Isaías 40,25-31; Sal 102, 1-2. 3-4. 8 y 10; san Mateo 11,28-30

A veces es bueno quejarse a Dios. Los santos siempre lo han hecho. Si Dios no es un ser distante, si es el Señor de mi vida, entonces no lo puedo tratar como un personaje de protocolo. Decir que Él es algo más íntimo que nosotros mismos, es reconocer quién es el que hace que mi existencia aún permanezca en el mundo. Podemos dar muchas cosas “por supuestas”, y una de ellas es tener a Dios como “alguien” que nos puso en la tierra (sin contar con nuestra opinión), y… después nos dejó a nuestra suerte. Sin embargo, cuando el don más grande que hemos podido obtener ha sido la colaboración de un padre y una madre para ganarme toda una eternidad, sin mérito alguno por mi parte, entonces, si no soy agradecido, no he entendido quién es Dios.

“Mi suerte está oculta al Señor, mi Dios ignora mi causa”. Todo un pueblo de Israel se queja porque se siente abandonado por el Creador. Y esto produce cansancio. Cansan los años, cansan los siglos… y muchos siguen empeñados en recorrer su propio camino, sometidos al agotamiento de sí mismos y de los demás. Cuando en esta situación interpelo a Dios pidiendo una explicación, entonces sé a quién acudo. Y lo normal es obtener una respuesta. Los santos siempre se han quejado. Primero, porque no soportaban sus debilidades, después porque no se consideraban a la altura de las circunstancias, y, por último, porque ansiaban la salvación de muchas almas… También esto genera cansancio.

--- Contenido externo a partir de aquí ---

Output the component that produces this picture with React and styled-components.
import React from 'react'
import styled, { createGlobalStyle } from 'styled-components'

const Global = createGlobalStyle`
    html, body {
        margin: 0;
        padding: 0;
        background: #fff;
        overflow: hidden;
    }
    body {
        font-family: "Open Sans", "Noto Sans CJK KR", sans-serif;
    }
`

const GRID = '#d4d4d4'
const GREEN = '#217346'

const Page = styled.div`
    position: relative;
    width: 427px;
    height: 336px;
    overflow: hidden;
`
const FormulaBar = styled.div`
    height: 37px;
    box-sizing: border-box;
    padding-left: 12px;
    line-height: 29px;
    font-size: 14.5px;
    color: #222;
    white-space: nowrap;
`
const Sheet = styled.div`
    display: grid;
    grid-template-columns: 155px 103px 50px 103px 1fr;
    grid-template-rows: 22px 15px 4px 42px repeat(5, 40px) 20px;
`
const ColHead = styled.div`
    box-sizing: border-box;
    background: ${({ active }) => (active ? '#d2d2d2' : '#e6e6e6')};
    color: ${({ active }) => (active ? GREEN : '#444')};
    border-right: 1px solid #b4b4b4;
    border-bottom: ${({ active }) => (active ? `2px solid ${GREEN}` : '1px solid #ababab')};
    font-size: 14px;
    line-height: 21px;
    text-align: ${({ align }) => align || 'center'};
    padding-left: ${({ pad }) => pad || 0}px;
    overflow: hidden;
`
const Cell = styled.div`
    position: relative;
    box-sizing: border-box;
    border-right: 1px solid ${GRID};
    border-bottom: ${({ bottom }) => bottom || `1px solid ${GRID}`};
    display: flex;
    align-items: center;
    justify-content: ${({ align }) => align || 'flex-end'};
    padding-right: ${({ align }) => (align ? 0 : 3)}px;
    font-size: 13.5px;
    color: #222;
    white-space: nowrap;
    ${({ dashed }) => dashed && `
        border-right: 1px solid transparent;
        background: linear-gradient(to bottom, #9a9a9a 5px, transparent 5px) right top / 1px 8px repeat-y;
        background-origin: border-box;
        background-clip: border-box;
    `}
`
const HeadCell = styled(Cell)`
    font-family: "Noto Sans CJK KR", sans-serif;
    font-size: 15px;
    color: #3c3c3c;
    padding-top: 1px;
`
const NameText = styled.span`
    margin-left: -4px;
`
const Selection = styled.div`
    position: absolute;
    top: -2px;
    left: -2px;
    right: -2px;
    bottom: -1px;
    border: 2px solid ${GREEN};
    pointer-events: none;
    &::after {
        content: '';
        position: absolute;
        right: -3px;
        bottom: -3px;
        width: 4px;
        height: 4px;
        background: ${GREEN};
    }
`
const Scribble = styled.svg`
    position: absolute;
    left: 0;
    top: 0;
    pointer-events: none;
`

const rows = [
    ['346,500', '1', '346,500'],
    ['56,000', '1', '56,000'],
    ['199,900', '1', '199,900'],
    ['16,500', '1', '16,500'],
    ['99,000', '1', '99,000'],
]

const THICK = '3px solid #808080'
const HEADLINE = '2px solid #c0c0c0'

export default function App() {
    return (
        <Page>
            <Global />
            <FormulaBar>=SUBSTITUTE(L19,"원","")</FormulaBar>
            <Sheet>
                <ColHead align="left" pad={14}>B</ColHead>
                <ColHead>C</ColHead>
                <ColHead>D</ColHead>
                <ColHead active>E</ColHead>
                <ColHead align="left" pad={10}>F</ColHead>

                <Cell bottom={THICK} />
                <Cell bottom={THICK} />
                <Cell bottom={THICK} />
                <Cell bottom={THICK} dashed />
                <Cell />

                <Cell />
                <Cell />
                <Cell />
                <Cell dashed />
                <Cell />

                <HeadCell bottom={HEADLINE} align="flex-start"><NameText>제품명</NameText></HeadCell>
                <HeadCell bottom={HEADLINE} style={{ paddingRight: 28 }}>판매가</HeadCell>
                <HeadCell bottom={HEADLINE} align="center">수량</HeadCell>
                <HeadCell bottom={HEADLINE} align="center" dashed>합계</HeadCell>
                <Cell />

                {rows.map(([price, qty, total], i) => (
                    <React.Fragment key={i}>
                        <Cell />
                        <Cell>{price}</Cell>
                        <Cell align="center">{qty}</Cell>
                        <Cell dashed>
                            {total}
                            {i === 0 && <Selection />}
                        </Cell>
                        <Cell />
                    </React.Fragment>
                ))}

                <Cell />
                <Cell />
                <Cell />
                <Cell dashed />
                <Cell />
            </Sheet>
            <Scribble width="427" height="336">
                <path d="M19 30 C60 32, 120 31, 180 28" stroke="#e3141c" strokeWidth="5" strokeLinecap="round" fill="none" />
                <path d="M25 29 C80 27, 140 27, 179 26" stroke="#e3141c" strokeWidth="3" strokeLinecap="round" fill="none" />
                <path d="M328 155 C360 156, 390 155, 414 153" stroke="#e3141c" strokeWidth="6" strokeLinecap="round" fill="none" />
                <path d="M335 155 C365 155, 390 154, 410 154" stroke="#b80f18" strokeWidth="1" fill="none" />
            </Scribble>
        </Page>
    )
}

“El Señor es compasivo y misericordioso, lento a la ira y rico en clemencia; no nos trata como merecen nuestro pecados ni nos paga según nuestras culpas”. ¡Cuánto descansaríamos si descubriéramos cuál es el ritmo de Dios! Imagínate, por un momento, que no tuvieras ningún defecto (físico, psíquico…), que todo el mundo te dijera lo bien que haces las cosas, que nunca tuvieras un motivo para quejarte… ¿no crees que todo esto llegaría a ser algo verdaderamente insoportable aquí, en este mundo? Por el contrario, cuando alguien ha alcanzado, a base de esfuerzo y lucha, un objetivo (un trabajo, formar una familia, ayudar a alguien, etc), entonces la recompensa es verdaderamente satisfactoria… aunque haya producido cansancio. El Hijo de Dios también sufrió, se cansó, lloró. Y tuvo un sentido redentor. ¡Esta es la clave para los que tenemos que convivir con nuestras limitaciones mientras vivimos en el mundo! Sólo después que abandonemos esta vida descubriremos hasta qué punto Dios quiso que aprendiéramos a descansar en Él, pues asumió nuestra propia condición… “Cargad con mi yugo y aprended de mí, que soy manso y humilde de corazón, y encontraréis vuestro descanso”.

Con Cristo, aquello que nos hace sufrir, adquiere otra dimensión. Siguen siendo las mismas situaciones y las mismas personas, pero el fin es radicalmente distinto. Cuando nos dice Jesús: “Mi yugo es llevadero y mi carga ligera”, nos está animando para que le hagamos partícipe de todo lo nuestro, y Él lo transformará en divinidad.

La Virgen María, por ser la llena de gracia, fue capaz de “trastocar” el tiempo de Dios (“no ha llegado aún mi hora”, le dijo su Hijo en las bodas de Caná). Y eso no le impidió sufrir hasta el límite (viendo morir a Cristo en la Cruz), pero también alcanzó, para cada uno de nosotros, la razón de nuestro descanso en medio de tanto afán que nos acompaña día a día.